▸ WHAT IS REQUIRED
Collect every line of the records below that contains the word "this".

----

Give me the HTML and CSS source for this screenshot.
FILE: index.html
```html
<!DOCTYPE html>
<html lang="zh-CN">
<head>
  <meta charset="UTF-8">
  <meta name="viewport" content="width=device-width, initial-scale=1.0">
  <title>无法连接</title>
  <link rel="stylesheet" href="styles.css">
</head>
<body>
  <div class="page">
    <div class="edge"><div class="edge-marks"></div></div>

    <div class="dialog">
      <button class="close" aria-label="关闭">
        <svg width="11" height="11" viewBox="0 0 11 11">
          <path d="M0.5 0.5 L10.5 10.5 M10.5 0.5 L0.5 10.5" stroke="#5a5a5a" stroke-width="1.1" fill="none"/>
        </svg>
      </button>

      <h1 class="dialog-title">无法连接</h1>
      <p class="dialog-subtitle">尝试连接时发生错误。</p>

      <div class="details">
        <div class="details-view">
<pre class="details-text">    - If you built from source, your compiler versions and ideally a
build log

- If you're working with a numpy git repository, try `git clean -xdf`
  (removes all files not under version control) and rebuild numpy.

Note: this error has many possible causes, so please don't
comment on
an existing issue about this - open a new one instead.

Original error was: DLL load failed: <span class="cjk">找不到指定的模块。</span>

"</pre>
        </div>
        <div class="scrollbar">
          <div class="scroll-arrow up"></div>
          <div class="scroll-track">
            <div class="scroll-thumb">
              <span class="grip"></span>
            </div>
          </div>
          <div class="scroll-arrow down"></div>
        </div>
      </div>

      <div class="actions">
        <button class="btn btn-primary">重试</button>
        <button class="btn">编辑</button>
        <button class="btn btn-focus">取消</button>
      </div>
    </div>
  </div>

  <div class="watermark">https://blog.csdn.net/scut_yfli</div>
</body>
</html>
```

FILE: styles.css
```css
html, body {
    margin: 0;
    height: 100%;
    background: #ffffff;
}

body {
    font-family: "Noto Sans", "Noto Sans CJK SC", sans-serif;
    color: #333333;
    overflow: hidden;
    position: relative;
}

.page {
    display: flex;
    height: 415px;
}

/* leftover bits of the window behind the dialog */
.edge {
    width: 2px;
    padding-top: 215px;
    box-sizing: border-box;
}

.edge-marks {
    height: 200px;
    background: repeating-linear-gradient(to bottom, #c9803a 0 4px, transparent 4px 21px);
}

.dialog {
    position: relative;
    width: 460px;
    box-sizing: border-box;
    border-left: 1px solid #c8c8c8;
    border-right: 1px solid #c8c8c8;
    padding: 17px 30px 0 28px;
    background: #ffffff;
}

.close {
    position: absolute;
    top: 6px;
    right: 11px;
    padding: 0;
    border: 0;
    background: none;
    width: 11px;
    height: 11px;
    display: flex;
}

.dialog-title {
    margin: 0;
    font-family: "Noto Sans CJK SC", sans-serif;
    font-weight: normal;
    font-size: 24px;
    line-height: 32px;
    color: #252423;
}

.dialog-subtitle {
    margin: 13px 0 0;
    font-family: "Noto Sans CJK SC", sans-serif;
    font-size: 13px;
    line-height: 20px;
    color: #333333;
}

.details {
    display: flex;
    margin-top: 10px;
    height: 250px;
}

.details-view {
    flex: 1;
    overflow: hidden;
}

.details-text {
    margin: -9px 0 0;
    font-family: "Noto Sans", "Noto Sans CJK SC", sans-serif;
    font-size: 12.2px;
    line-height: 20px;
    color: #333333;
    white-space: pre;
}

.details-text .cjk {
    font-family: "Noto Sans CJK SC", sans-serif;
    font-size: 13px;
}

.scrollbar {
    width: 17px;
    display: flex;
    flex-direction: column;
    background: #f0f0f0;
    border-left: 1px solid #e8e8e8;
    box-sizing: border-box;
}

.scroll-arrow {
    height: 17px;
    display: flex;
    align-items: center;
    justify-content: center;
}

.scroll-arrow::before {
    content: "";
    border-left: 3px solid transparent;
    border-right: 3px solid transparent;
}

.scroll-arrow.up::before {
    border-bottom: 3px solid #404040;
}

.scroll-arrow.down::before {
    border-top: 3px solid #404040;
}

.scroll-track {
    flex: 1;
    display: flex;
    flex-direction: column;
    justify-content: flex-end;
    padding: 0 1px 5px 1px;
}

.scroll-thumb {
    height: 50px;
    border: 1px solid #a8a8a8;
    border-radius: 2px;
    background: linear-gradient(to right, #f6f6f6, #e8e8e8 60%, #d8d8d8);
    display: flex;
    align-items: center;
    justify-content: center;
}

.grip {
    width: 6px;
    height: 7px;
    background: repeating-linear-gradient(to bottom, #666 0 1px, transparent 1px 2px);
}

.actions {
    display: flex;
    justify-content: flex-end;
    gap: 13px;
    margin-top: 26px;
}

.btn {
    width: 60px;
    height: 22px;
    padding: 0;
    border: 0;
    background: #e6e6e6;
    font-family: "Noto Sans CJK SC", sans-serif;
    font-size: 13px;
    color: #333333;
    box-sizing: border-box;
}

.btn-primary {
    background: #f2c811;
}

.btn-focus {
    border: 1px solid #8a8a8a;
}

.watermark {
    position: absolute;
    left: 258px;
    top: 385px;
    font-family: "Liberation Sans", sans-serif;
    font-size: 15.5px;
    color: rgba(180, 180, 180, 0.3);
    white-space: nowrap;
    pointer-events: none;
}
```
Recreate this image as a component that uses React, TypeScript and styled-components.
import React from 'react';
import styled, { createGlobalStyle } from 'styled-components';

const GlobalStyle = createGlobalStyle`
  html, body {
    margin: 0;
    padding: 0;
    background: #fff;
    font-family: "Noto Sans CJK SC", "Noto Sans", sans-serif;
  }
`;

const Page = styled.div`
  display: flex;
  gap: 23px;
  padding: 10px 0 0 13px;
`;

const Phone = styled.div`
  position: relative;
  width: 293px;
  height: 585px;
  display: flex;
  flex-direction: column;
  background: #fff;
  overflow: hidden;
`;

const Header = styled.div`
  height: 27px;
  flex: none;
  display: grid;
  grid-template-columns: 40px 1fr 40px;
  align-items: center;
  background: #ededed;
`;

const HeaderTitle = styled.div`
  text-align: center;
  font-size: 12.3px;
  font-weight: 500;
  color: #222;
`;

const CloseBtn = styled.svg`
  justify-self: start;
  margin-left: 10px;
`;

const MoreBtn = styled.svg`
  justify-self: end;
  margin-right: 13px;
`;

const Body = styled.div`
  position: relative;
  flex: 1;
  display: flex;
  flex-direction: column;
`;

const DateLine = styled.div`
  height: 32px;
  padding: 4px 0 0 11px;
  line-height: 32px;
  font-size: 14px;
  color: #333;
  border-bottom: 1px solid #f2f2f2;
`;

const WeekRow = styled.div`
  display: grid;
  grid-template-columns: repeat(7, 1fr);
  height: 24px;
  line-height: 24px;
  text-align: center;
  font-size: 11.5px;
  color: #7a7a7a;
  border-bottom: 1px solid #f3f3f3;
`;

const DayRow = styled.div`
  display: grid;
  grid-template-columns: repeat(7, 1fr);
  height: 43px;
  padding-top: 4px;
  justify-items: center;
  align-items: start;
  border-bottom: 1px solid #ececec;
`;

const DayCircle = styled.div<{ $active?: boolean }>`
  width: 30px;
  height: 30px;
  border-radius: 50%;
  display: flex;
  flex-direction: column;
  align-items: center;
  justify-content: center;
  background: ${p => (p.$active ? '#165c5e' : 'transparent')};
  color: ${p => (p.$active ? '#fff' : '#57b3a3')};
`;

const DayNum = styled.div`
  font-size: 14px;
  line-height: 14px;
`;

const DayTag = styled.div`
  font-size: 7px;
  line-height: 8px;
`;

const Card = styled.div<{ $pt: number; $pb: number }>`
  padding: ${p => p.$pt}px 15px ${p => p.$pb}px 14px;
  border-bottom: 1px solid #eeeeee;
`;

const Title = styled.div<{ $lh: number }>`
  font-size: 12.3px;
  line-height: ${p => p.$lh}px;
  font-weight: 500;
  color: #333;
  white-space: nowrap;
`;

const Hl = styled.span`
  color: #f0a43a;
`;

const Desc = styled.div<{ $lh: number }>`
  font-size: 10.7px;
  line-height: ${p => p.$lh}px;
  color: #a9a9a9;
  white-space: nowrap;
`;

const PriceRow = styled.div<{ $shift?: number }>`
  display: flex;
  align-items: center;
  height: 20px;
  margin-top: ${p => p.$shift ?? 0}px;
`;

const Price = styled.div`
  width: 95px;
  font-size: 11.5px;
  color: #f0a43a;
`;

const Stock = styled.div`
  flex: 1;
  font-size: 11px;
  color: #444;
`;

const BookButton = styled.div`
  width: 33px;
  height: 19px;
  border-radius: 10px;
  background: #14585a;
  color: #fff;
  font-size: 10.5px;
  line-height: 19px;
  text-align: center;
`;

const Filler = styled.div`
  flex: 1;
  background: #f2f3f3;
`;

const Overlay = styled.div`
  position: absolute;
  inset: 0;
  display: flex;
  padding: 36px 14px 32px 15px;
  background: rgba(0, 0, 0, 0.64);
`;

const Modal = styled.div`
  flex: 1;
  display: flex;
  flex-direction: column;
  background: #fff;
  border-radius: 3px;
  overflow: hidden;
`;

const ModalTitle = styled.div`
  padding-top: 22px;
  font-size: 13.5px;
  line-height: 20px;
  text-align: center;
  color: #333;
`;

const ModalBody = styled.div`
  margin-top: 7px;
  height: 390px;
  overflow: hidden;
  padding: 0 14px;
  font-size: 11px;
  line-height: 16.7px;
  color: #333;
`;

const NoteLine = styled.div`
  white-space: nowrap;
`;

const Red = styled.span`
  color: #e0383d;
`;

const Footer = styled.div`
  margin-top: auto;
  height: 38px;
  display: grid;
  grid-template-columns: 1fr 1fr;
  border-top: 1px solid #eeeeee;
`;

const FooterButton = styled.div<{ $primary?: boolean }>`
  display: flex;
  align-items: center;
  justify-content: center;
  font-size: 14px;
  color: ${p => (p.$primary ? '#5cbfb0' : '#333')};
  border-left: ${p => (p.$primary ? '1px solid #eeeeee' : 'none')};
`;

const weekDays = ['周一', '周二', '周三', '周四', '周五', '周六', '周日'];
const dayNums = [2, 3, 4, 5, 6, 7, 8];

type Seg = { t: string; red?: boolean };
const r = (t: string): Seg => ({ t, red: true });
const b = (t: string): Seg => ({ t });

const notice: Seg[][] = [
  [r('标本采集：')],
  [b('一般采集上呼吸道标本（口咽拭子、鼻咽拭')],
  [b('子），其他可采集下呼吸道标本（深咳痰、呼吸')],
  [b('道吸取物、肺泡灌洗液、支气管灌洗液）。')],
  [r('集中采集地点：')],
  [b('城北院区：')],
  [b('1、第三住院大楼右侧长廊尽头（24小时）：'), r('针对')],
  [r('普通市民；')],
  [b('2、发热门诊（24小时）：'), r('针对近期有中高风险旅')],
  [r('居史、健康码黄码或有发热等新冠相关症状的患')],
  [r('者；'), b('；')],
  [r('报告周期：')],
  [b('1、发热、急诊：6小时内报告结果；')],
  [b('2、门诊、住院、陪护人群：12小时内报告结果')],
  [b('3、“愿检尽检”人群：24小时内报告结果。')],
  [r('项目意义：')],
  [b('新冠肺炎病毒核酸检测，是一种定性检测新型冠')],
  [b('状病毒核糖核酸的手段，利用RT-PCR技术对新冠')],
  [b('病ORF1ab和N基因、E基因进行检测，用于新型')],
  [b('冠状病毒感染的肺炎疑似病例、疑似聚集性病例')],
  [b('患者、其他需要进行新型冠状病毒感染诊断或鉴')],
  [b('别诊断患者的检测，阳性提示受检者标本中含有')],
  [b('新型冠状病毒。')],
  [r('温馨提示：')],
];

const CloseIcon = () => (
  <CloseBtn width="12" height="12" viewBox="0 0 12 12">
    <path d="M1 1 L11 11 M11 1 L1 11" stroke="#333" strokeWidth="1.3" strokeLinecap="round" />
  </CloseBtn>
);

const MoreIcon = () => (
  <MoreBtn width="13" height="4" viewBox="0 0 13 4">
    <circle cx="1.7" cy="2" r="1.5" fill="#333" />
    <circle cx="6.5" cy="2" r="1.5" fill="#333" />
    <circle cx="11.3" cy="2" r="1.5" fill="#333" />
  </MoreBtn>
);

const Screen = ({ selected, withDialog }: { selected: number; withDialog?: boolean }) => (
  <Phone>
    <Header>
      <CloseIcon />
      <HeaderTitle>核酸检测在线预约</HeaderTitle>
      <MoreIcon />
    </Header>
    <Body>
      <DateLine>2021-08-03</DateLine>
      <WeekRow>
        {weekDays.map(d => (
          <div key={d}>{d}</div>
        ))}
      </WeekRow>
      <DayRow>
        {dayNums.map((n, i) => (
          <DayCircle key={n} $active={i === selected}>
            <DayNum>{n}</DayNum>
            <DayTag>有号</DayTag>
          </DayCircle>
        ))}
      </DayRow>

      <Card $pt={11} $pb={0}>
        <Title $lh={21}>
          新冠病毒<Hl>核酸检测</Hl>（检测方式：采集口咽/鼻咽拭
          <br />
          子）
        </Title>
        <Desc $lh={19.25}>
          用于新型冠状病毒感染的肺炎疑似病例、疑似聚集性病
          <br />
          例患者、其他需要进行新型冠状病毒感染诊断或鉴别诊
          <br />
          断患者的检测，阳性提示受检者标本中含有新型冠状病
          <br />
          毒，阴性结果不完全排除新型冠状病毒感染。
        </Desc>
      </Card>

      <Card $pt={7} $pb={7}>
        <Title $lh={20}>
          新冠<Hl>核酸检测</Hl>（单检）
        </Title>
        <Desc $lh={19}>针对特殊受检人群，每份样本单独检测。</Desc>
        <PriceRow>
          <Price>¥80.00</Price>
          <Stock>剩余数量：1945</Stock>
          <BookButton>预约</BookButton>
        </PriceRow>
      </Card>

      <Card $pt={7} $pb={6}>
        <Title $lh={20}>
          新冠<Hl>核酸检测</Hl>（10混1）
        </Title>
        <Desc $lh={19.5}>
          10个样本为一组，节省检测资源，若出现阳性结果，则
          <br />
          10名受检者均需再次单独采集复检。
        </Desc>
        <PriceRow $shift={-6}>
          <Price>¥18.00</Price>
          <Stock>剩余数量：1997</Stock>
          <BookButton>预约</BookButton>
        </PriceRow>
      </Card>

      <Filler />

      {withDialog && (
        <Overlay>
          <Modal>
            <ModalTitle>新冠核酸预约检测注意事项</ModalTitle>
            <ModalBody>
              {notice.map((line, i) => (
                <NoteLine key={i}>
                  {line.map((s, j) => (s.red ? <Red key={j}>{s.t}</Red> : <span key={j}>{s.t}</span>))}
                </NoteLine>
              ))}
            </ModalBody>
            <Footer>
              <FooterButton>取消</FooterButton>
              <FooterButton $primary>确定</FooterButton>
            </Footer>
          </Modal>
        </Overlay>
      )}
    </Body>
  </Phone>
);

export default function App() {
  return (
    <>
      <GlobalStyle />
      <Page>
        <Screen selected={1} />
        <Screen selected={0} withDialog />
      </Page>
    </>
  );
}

----

▸ THE ANSWER
Give me the HTML and CSS source for this screenshot.
Note: this error has many possible causes, so please don't
an existing issue about this - open a new one instead.
Recreate this image as a component that uses React, TypeScript and styled-components.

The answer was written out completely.